Which, of course, makes this book all the more timely. Funny, considering it was written and set some 60-odd years ago. Because we’ve learned lately (or not so lately, depending on how you demographically or socio-consciously align) that racism is not only not gone, but it’s still downright deadly. But those who would take violent action against someone not of their skin color or creed… they, we can understand to some extent. They are extremists, they are the fullest extension of an illogical idea, and we can paint them as such. But what about the smaller hatred, the hatred that doesn’t seem like hatred? Claudia Rankine called it microaggressions, Ta-Nehisi Coates had no such easy term but explained it nonetheless – it’s the racism that disguises itself as being “not racist”. Of course, having to declare “I’m not racist” means that you probably are… and this is the interesting middleground in which we find Atticus Finch in this book. Do not believe Michiko Kakutani’s inflammatory New York Times review (or any of the other, similarly sensationalist reviews): Atticus is not as easily defined as they’d have you believe.
Oh, don’t get me wrong: he is a racist. That much is plain and true and obvious. But guess what? Your parents might be, too. Your friends might be, too. Presidential candidates and members of Congress most definitely are, even though they’d deny it – but look at the way they (your parents, your friends, your leaders) talk about President Obama. Look at the way they talk about Kanye West. Look at the way they talk about any number of professional athletes. They probably don’t use outright racist terms – but read between the lines, see the meaning behind the words. Just as calling an inarticulate African American football player a thug is racist, so too is Atticus believing that his inability to square with desegregation is only a state’s rights issue.
The most telling moment re: race comes perhaps not from Atticus but from his brother, Scout’s Uncle Jack, who tells Scout near the end of the book: “You’ve never been prodded to look at people as a race, and now that race is the burning issue of the day, you’re still unable to think racially. You only see people.” I’m floored that more people aren’t talking about this statement in particular. Isn’t that what we want? Isn’t that what we should be hoping for, to see just… people? To be truly color blind? Scout has always been that way and she remains that way throughout the book, throughout the present moment as this book arrives some sixty years after it was writ.
So what, then, are we left with? What, exactly, is this book meant to be when we strip away the unfortunately-still-present race issues and the slightly sketchy issues of the book’s provenance? Why, a very good novel about a progressive child coming to terms with her not-at-all-progressive hometown and the people she left there. The characters are largely nuanced, even as they sometimes aren’t tremendously well-developed (again, the thing about needing another pass or two), and their confrontations and missed understandings feel honest. That’s the best term I can come up with for it: honest. Regardless of the dirty dealings surrounding the publication of the book, Harper Lee is right there on the page. So, too, is the same Atticus and the same Scout as we knew before.

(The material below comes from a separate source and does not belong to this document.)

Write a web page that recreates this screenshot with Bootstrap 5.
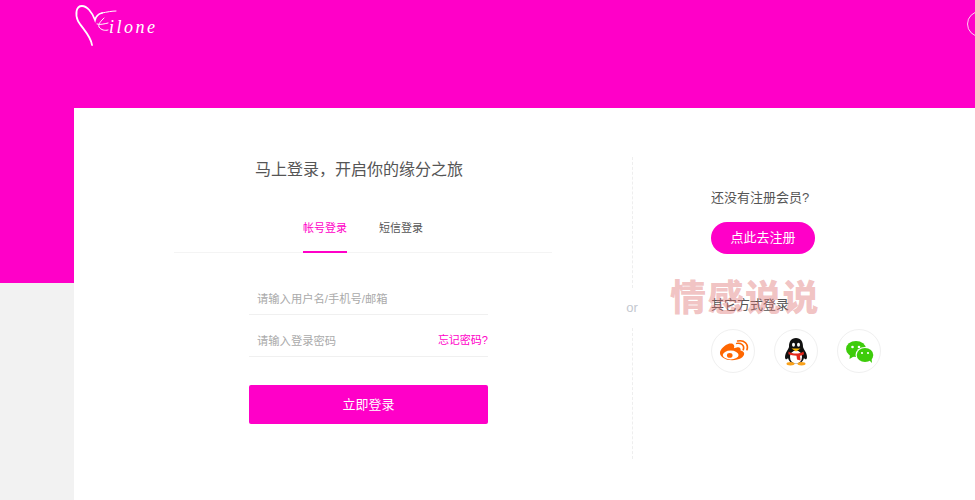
<!DOCTYPE html>
<html lang="zh">
<head>
<meta charset="utf-8">
<title>登录</title>
<link href="https://cdn.jsdelivr.net/npm/bootstrap@5.3.0/dist/css/bootstrap.min.css" rel="stylesheet">
<style>
html,body{height:100%;}
body{background:#f2f2f2;font-family:"Liberation Sans","Noto Sans CJK SC",sans-serif;color:#555;overflow:hidden;}
.hero-band{height:283px;background:#ff00c8;overflow:hidden;padding-left:74px;}
.logo-mark{display:block;width:86px;height:48px;}
.logo-word{font:italic 18px "Liberation Serif",serif;fill:#fff;letter-spacing:2.5px;}
.avatar-ring{width:26px;height:26px;border:1.5px solid #ffd0f2;border-radius:50%;margin-top:11px;margin-right:-18px;}
.panel-main{margin:-175px 0 0 74px;height:392px;background:#fff;position:relative;padding-top:49px;}
.left-side{width:558px;}
.title-text{font-size:16px;line-height:24px;color:#555;margin:1px 0 0 66px;width:438px;text-align:center;}
.tab-row{margin:28px 0 0 100px;width:378px;border-bottom:1px solid #f4f4f4;height:43px;gap:32px;}
.tab-link{font-size:11px;line-height:18px;color:#555;padding:9px 0 14px;height:43px;border-bottom:2px solid transparent;margin-bottom:-1px;}
.tab-link.is-on{color:#ff00c8;border-bottom-color:#ff00c8;}
.form-area{width:239px;margin:20px 0 0 175px;}
.field-row{height:42px;border-bottom:1.5px solid #f0f0f0;}
.field-input{border:0;border-radius:0;padding:0 0 0 8px;font-size:11.3px;height:30px;box-shadow:none;background:transparent;}
.field-input::placeholder{color:#aaa;}
.forgot-link{font-size:11px;line-height:30px;color:#ff00c8;text-decoration:none;white-space:nowrap;margin-bottom:1px;}
.submit-btn{display:block;width:100%;height:39px;margin-top:28px;background:#ff00c8;border:0;border-radius:2px;color:#fff;font-size:13px;}
.split-col{width:0;height:302px;}
.dash-seg{flex:0 0 131px;width:0;border-left:1px dashed #eee;}
.or-text{flex:0 0 40px;line-height:40px;font-size:13px;color:#c4c8d0;width:30px;text-align:center;}
.right-side{padding:32px 0 0 79px;}
.side-label{font-size:13px;line-height:18px;color:#555;margin:0;}
.register-btn{display:inline-block;width:104px;height:32px;line-height:32px;margin-top:15px;padding:0;border:0;border-radius:16px;background:#ff00c8;color:#fff;font-size:13px;text-align:center;}
.other-label{margin-top:42px;}
.social-row{gap:19px;margin-top:15px;}
.social-disc{display:block;width:44px;height:44px;border:1px solid #f0f0f0;border-radius:50%;background:#fff;}
.social-disc svg{display:block;width:42px;height:42px;}
.stamp-text{position:absolute;left:596px;top:165px;font:900 36px/44px "Noto Sans CJK SC",sans-serif;letter-spacing:1.500px;color:rgba(222,110,110,.42);white-space:nowrap;pointer-events:none;}
</style>
</head>
<body>
<header class="hero-band d-flex justify-content-between align-items-start">
  <a href="#" class="d-block" aria-label="logo">
    <svg class="logo-mark" viewBox="0 0 86 48" fill="none" stroke="#fff" stroke-linecap="round">
      <path d="M18 45C17 36 8 28 4 21 1 14 2 6 8 6c5 0 10 6 13 14 1-4 3-6 7-7" stroke-width="1.800"/>
      <path d="M28 13c5-1 10-2 14-2M30 18c-3 3-6 6-5 9 2 3 6 4 9 3M23 24c3 1 7 0 11-1" stroke-width="1"/>
      <text class="logo-word" x="35" y="33" stroke="none">ilone</text>
    </svg>
  </a>
  <div class="avatar-ring"></div>
</header>
<main class="panel-main d-flex">
  <section class="left-side">
    <h1 class="title-text fw-normal">马上登录，开启你的缘分之旅</h1>
    <nav class="tab-row d-flex justify-content-center">
      <a class="tab-link is-on text-decoration-none" href="#">帐号登录</a>
      <a class="tab-link text-decoration-none" href="#">短信登录</a>
    </nav>
    <form class="form-area">
      <div class="field-row d-flex align-items-end"><input class="form-control field-input" type="text" placeholder="请输入用户名/手机号/邮箱"></div>
      <div class="field-row d-flex align-items-end"><input class="form-control field-input" type="password" placeholder="请输入登录密码"><a class="forgot-link" href="#">忘记密码?</a></div>
      <button class="btn submit-btn" type="button">立即登录</button>
    </form>
  </section>
  <div class="split-col d-flex flex-column align-items-center">
    <div class="dash-seg"></div>
    <div class="or-text">or</div>
    <div class="dash-seg"></div>
  </div>
  <aside class="right-side">
    <p class="side-label">还没有注册会员?</p>
    <a class="btn register-btn" href="#">点此去注册</a>
    <p class="side-label other-label">其它方式登录</p>
    <div class="social-row d-flex">
      <a class="social-disc" href="#" aria-label="微博">
        <svg viewBox="0 0 42 42">
          <g transform="matrix(.93 0 0 .8 2.400 3.800)">
          <path d="M16 12c-5 2-10 7-10 12 0 5 6 9 13 9 8 0 13-4 13-8 0-3-3-4-4-4 1-3-1-5-4-4l-3 1c1-3 0-5-2-6-1 0-2 0-3 0z" fill="#f60"/>
          <ellipse cx="17.500" cy="26.500" rx="8.500" ry="5.500" fill="#fff"/>
          <circle cx="16.500" cy="27" r="3" fill="#f60"/>
          <path d="M24 12c4-1 9 2 7 8M25 9c7-2 12 4 10 11" fill="none" stroke="#f60" stroke-width="1.800" stroke-linecap="round"/>
          </g>
        </svg>
      </a>
      <a class="social-disc" href="#" aria-label="QQ">
        <svg viewBox="0 0 42 42">
          <g transform="matrix(1 0 0 .95 0 .5)">
          <path d="M21 8c-5 0-7 4-7 9 0 2-4 6-4 11 0 3 2 3 3 1 1 4 4 6 8 6s7-2 8-6c1 2 3 2 3-1 0-5-4-9-4-11 0-5-2-9-7-9z" fill="#111"/>
          <ellipse cx="21" cy="28" rx="6" ry="7" fill="#fff"/>
          <ellipse cx="18.500" cy="15" rx="1.500" ry="2.200" fill="#fff"/><ellipse cx="23.500" cy="15" rx="1.500" ry="2.200" fill="#fff"/>
          <path d="M16.500 19h9l-4.500 3z" fill="#fb0"/>
          <path d="M13.500 22c4 3 11 3 15 0l.5 3c-1 1-3 1.500-4 1.500l.5 5-3.500-1-.5-4c-3 0-6-.5-8-1.500z" fill="#e3271b"/>
          <ellipse cx="15.500" cy="35" rx="4" ry="1.800" fill="#f9a11b"/><ellipse cx="26.500" cy="35" rx="4" ry="1.800" fill="#f9a11b"/>
          </g>
        </svg>
      </a>
      <a class="social-disc" href="#" aria-label="微信">
        <svg viewBox="0 0 42 42">
          <ellipse cx="18" cy="19" rx="10" ry="8" fill="#3dcc0a"/>
          <path d="M12 24l-.5 5 5-3z" fill="#3dcc0a"/>
          <circle cx="14.500" cy="17" r="1.300" fill="#fff"/><circle cx="21" cy="17" r="1.300" fill="#fff"/>
          <ellipse cx="27" cy="25" rx="9.500" ry="8" fill="#fff"/>
          <ellipse cx="27" cy="25" rx="8.300" ry="7" fill="#3dcc0a"/>
          <path d="M31 30l3 3-.5-5z" fill="#3dcc0a"/>
          <circle cx="24" cy="23" r="1.100" fill="#fff"/><circle cx="30" cy="23" r="1.100" fill="#fff"/>
        </svg>
      </a>
    </div>
  </aside>
  <div class="stamp-text">情感说说</div>
</main>
<script src="https://cdn.jsdelivr.net/npm/bootstrap@5.3.0/dist/js/bootstrap.bundle.min.js"></script>
</body>
</html>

In fact, I think I find them even more memorable having gotten the second chance to spend some time with them. Lee has a couple of marvelous flashbacks here, mostly to a time when Scout was in middle/high school, and they’re deeply entertaining (if a bit long and arguably unnecessary to the story being told).
Although, if I may interrupt myself, the story being told here is not entirely one of Scout addressing the individuals in her life and her burgeoning understanding of their backwards racial beliefs. From a larger perspective, it is the story of someone returning to their childhood home as an “adult” and seeing that home for what it really is: just another place. This is not a pleasant experience – I remember the first time I came home from school to my childhood hometown and I realized just how truly backwards and bordering-on-backwater it was. I remember talking to people who I believed were intelligent and compassionate and now understanding that while they might be that relative to the rest of the town, they weren’t actually so wonderful at all. And Lee’s depiction of this experience is perhaps the second-most marvelous thing about the book. Although New York City has changed in the last sixty years and so, too, has the experience of coming home… I was relating to Scout in a most elemental way while I read this book.
So, too, did I relate to the most-marvelous thing about the book: Scout’s confrontations with her father. It takes a lot to confront your role models, your mentors, those who you believe are above reproach. And Scout does it exactly as I would’ve – with all the errors and brash good intentions and not-quite-complete understanding. She is absolutely right in her assaults – on Atticus, on Henry, on Maycomb at large – and from pages 175 to 182 in the US hardcover, Lee absolutely nails these assaults. It is a marvelous section, wild and wooly though it may be. But at the same time, the final page left me with heavy tears in my eyes… because our parents will always be our parents. We may not agree with them, we may feel that they’re so goddamn backwards and racist and, and, and – but they are still our parents. Our wonderful, marvelous, and altogether human parents.
Rating: 4 out of 5. I want to rate it higher, to be honest, but I cannot do so as a reader of fully-edited and well-polished books. Lee’s writing is as vibrant as it was when I first read Mockingbird but there are a few moments (okay, more than a few) that stand out as very clearly first-draft-y. But the most amazing thing about this book is the remarkable look at how human our heroes can be. If you still want to believe in Atticus Finch as the white savior, don’t read this book. While you’re at it, enjoy the alternate universe in which Gregory Peck’s Nobel Peace Prize-winning performance in the film brought about the end of racism in this country.
However: if you’re somebody’s child who has realized how flawed and human their parents are, read this book. If you’ve ever had an argument with someone you respected and realized that they aren’t as respectful as you thought, read this book. If you’ve ever decided to go your own way in the face of pressures (societal, familial, cultural, etc), read this book. If you always hoped that there was more – a complicated more – to the story of Scout and Atticus, read this book.
Oh and Tonja Carter? Go fuck yourself. We all would’ve read this book after Ms. Lee passed on – you could’ve waited and saved a wonderful old woman, a national treasure, a whole lot of unnecessarily emotional strife.
(And if you have an issue with the idea of publishing somebody’s ephemera/apocrypha/unfinished/unpolished work after they’ve died, how would you like a world with Kafka, the latter works of Roberto Bolaño, Emily Dickenson, or so many others? Yeah, that’s right, zip it.)